NIAID contract progress October 6 - November 17, 2022
Tom Goddard
November 17, 2022
Group meeting
- NIAID contract progress
- Eric - NIH 3D pipeline
- Greg - small molecule CIF
- Zach - DICOM
- Elaine - documentation for contract features
- Tom - machine learning structure prediction for cryoEM
- CZI Imaging Institute electron tomography workshop
- ESMFold protein structure prediction from Meta
- AlphaFold prediction service for longer sequences
CZI Imaging Institute electron tomography workshop
|
|
- Workshop to discuss what the new CZI Imaging Institute should do.
- About 50 participants, held at Mountain View 5-star hotel.
- Organized by Dave Agard, Bridget Carragher and Clint Potter, directors of the institute.
- Agenda and participants
- Lots of interesting participants, got to talk with 20 of them.
- Utz Ermel - ChimeraX ArtiaX developer, Goethe Univ Frankfurt
- Ellen Zhong - cryoDRGN developer, Princeton
- Alister Burt - Napari plugin developer, MRC-LMB
- Nick Sofroniew - Napari project leader, CZI
- Michael Schmid - ChimeraX VR expert with Wah Chiu, Stanford
- Wah Chiu - director of SLAC cryoEM
- Many others...
- Lots of machine learning methods presented or discussed: cryoDRGN, cell segmentation, IsoNet missing wedge filling.
- My talk
Visualizing Tomograms
focused on need for database of cell segmentations.
- Napari
- Napari has about 250 plugins for 2D and 3D microscopy image analysis.
- CZI gave $2 million in grants to develop plugins.
- Two Napari talks made strong pitch to develop future cryoET visualization using Napari plugins.
- Napari distributed as PyPi and Conda packages for developers and desktop app for users.
ESMFold protein structure prediction from Meta
- Meta released 600 million protein structure predictions, called ESM Metagenomic Atlas, on November 1, 2022.
- ESM stands for "Evolutionary Scale Modeling".
- Uses machine learning "language model" to predict structures 10 times faster than Alphafold, but less accurate.
- Does not use deep multiple sequence alignment as input, just single sequence.
- Added ChimeraX command "esmfold predict" to predict structure from sequence
using Meta's server.
Example.
- Prediction server limits sequence length to 400 amino acids.
- Prediction made in under 30 seconds.
- Working on ChimeraX web service for Atlas sequence search (fast kmer search and blast).
AlphaFold prediction service for longer sequences
- Can we use new lab computer with 4 Nvidia A40 GPUs for ChimeraX AlphaFold prediction?
- Main advantage over Google Colab is ability to predict sequences longer than 1000, up to ~4000, using more GPU memory than available on Colab.

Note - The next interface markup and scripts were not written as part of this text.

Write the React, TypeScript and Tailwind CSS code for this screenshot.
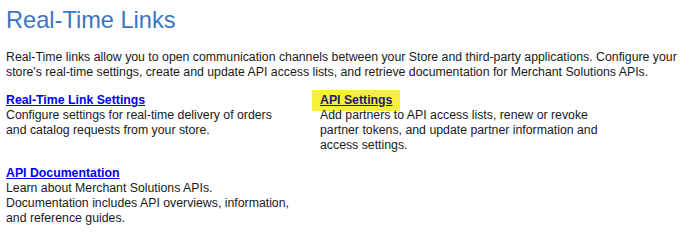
const font = { fontFamily: '"Liberation Sans", Arial, sans-serif' };

interface LinkBlock {
  title: string;
  lines: string[];
  highlighted?: boolean;
}

const blocks: LinkBlock[] = [
  { title: 'Real-Time Link Settings', lines: ['Configure settings for real-time delivery of orders', 'and catalog requests from your store.'] },
  {
    title: 'API Settings',
    lines: ['Add partners to API access lists, renew or revoke', 'partner tokens, and update partner information and', 'access settings.'],
    highlighted: true,
  },
  {
    title: 'API Documentation',
    lines: ['Learn about Merchant Solutions APIs.', 'Documentation includes API overviews, information,', 'and reference guides.'],
  },
];

export default function App() {
  return (
    <div className="h-[241px] w-[689px] overflow-hidden bg-white pl-[6px] pt-[6px] text-[12.3px] leading-[15px] text-[#1a1a1a]" style={font}>
      <h1 className="text-[23.6px] leading-[28px] font-normal text-[#3b74c0]">Real-Time Links</h1>
      <p className="mt-[16px] whitespace-nowrap">
        Real-Time links allow you to open communication channels between your Store and third-party applications. Configure your
        <br />
        store's real-time settings, create and update API access lists, and retrieve documentation for Merchant Solutions APIs.
      </p>
      <div className="mt-[13px] grid grid-cols-[314px_1fr] gap-y-[13px]">
        {blocks.map((block) => (
          <div className="whitespace-nowrap" key={block.title}>
            {block.highlighted ? (
              <span className="-ml-[8px] -mt-[3px] -mb-[3px] inline-block bg-[#f6f03c] px-[8px] pt-[3px] pb-[3px] font-bold text-[#1c1c6a] underline">{block.title}</span>
            ) : (
              <a className="font-bold text-[#0000ee] underline" href="#">
                {block.title}
              </a>
            )}
            {block.lines.map((line) => (
              <div key={line}>{line}</div>
            ))}
          </div>
        ))}
      </div>
    </div>
  );
}
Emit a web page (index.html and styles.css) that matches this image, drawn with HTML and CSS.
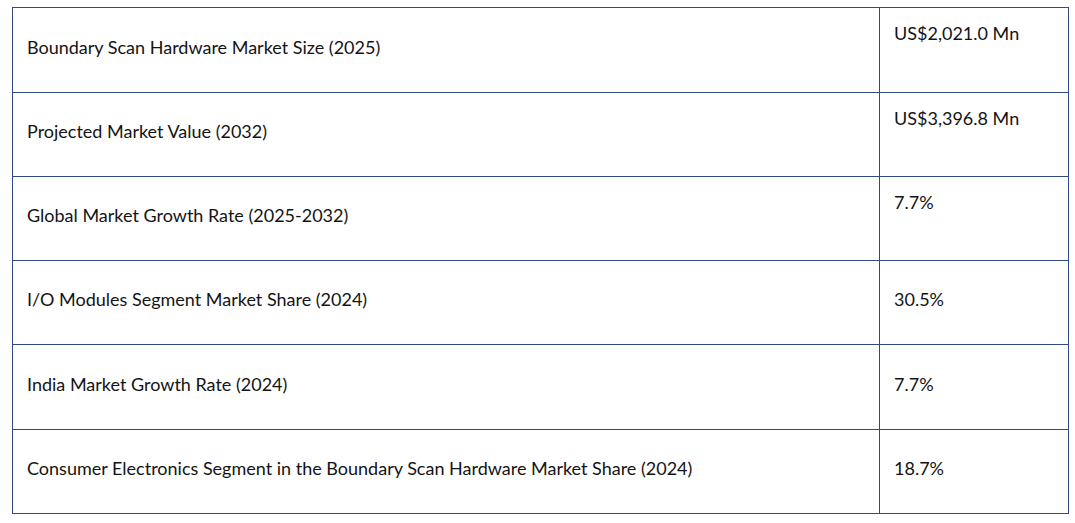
FILE: index.html
```html
<!DOCTYPE html>
<html>
<head>
<meta charset="utf-8">
<link rel="stylesheet" href="styles.css">
</head>
<body>
<table class="stats">
  <tr class="tall"><td class="label">Boundary Scan Hardware Market Size (2025)</td><td class="value top">US$2,021.0 Mn</td></tr>
  <tr><td class="label">Projected Market Value (2032)</td><td class="value top">US$3,396.8 Mn</td></tr>
  <tr><td class="label">Global Market Growth Rate (2025-2032)</td><td class="value top">7.7%</td></tr>
  <tr><td class="label">I/O Modules Segment Market Share (2024)</td><td class="value">30.5%</td></tr>
  <tr class="tall"><td class="label">India Market Growth Rate (2024)</td><td class="value">7.7%</td></tr>
  <tr><td class="label">Consumer Electronics Segment in the Boundary Scan Hardware Market Share (2024)</td><td class="value">18.7%</td></tr>
</table>
</body>
</html>
```
FILE: styles.css
```css
body {
  margin: 7px 6px 0 12px;
  font-family: Lato, "Open Sans", sans-serif;
  font-size: 18px;
  color: #141414;
  background: #fff;
}
.stats {
  border-collapse: collapse;
  width: 1057px;
}
.stats tr {
  height: 84px;
}
.stats tr.tall {
  height: 85px;
}
.stats td {
  border: 1px solid #2f4a85;
  padding: 0 14px 6px;
  line-height: 27px;
  vertical-align: middle;
}
.stats td.value {
  width: 160px;
}
.stats td.top {
  vertical-align: top;
  padding-top: 12px;
  padding-bottom: 0;
}
```
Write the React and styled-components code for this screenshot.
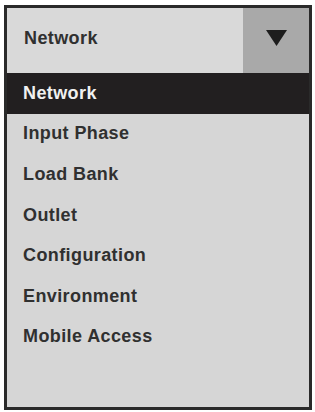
import React, { useState } from "react";
import styled, { createGlobalStyle } from "styled-components";

const items = [
  "Network",
  "Input Phase",
  "Load Bank",
  "Outlet",
  "Configuration",
  "Environment",
  "Mobile Access",
];

function App() {
  const [selected, setSelected] = useState(0);

  return (
    <>
      <GlobalStyle />
      <Frame>
        <Header>
          <Current>{items[selected]}</Current>
          <ArrowBox>
            <svg width="21" height="16" viewBox="0 0 21 16">
              <polygon points="0,0 21,0 10.5,16" fill="#1d1d1d" />
            </svg>
          </ArrowBox>
        </Header>
        <List>
          {items.map((label, i) => (
            <Item key={label} active={i === selected} onClick={() => setSelected(i)}>
              {label}
            </Item>
          ))}
        </List>
      </Frame>
    </>
  );
}

const GlobalStyle = createGlobalStyle`
  body {
    margin: 0;
    background: #fff;
    font-family: "Liberation Sans", Arial, sans-serif;
  }
`;

const Frame = styled.div`
  box-sizing: border-box;
  width: 308px;
  height: 405px;
  margin: 5px 0 0 4px;
  border: 3px solid #2a2a2a;
  background: #d6d6d6;
  display: flex;
  flex-direction: column;
`;

const Header = styled.div`
  display: flex;
  height: 65px;
  background: #d9d9d9;
`;

const Current = styled.div`
  flex: 1;
  display: flex;
  align-items: center;
  padding-left: 17px;
  padding-bottom: 5px;
  font-size: 18px;
  font-weight: bold;
  letter-spacing: 0.4px;
  color: #303030;
`;

const ArrowBox = styled.div`
  width: 66px;
  display: flex;
  align-items: center;
  justify-content: center;
  padding-bottom: 5px;
  background: #a9a9a9;
`;

const List = styled.ul`
  list-style: none;
  margin: 0;
  padding: 0;
`;

const Item = styled.li`
  height: 40.6px;
  display: flex;
  align-items: center;
  padding-left: 16px;
  font-size: 18px;
  font-weight: bold;
  letter-spacing: 0.4px;
  cursor: pointer;
  color: ${(p) => (p.active ? "#f0f0f0" : "#303030")};
  background: ${(p) => (p.active ? "#221f20" : "transparent")};
`;

export default App;
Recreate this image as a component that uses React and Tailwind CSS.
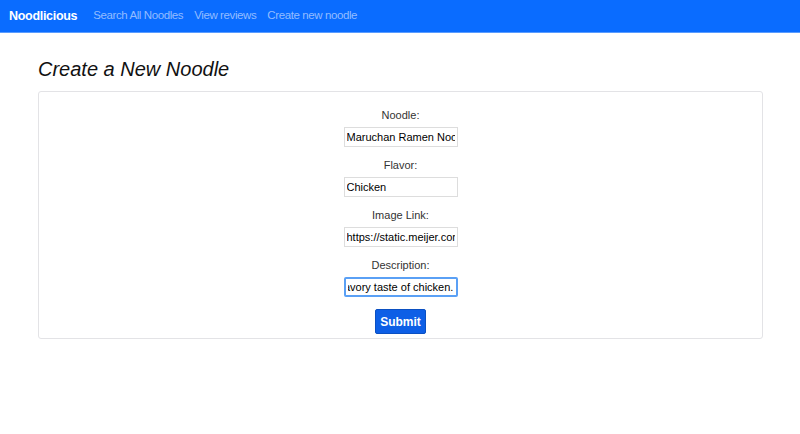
import { useState } from 'react';

const fields = [
  { label: 'Noodle:', value: 'Maruchan Ramen Noodle Soup' },
  { label: 'Flavor:', value: 'Chicken' },
  { label: 'Image Link:', value: 'https://static.meijer.com/Media/000/41789/0004178900121_0_A1C1_0600.png' },
  { label: 'Description:', value: 'Enjoy the savory taste of chicken.', focused: true },
];

const NavBar = () => (
  <nav className="h-[33px] bg-[#0a6cff] border-b border-[#5a9cff] flex items-center px-[9px]">
    <span className="text-white font-bold text-[12.5px] mr-[16px] tracking-[-0.3px]">Noodlicious</span>
    <div className="flex gap-[11px] text-[11.5px] text-[#93bcff] tracking-[-0.4px]">
      <span>Search All Noodles</span>
      <span>View reviews</span>
      <span>Create new noodle</span>
    </div>
  </nav>
);

const Field = ({ label, value, focused }) => (
  <div className="flex flex-col items-center">
    <label className="text-[11px] text-[#333] mb-[5px] leading-[14px]">{label}</label>
    <input
      readOnly
      defaultValue={value}
      ref={focused ? (el) => { if (el) el.scrollLeft = el.scrollWidth; } : undefined}
      className={
        focused
          ? 'w-[114px] h-[20px] px-[2px] text-[11px] text-black border-2 border-[#5aa0f5] rounded-[2px] outline-none text-right'
          : 'w-[114px] h-[20px] px-[2px] text-[11px] text-black border border-[#ddd] outline-none'
      }
    />
  </div>
);

export default function App() {
  const [noodle] = useState(fields);

  return (
    <div className="min-h-[434px] bg-white font-['Liberation_Sans',Arial,sans-serif]">
      <NavBar />
      <div className="pl-[38px] pr-[37px] pt-[24px]">
        <h1 className="italic text-[20px] text-[#111] leading-[24px] mb-[10px]">Create a New Noodle</h1>
        <div className="border border-[#e3e3e6] rounded-[3px] h-[248px] pt-[16px] flex flex-col items-center gap-[11px]">
          {noodle.map((f) => (
            <Field key={f.label} {...f} />
          ))}
          <button className="mt-[1px] w-[51px] h-[25px] bg-[#0d5fe6] border border-[#0b50c2] rounded-[2px] text-white font-bold text-[12px]">
            Submit
          </button>
        </div>
      </div>
    </div>
  );
}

- Problem is long sequences are slow to predict, e.g. 28 hours for 3200 sequence length on Wynton.
- With only 4 GPUs few long sequence jobs (5-10) could run per day.
- Instead I think we should allow ChimeraX predictions to run on paid cloud GPU services: AWS, Lambda Cloud, Microsoft Azure, Google Cloud, ... many others.
- Researchers would have ChimeraX use their GPU virtual machine. Cost ~$2-3 / hour.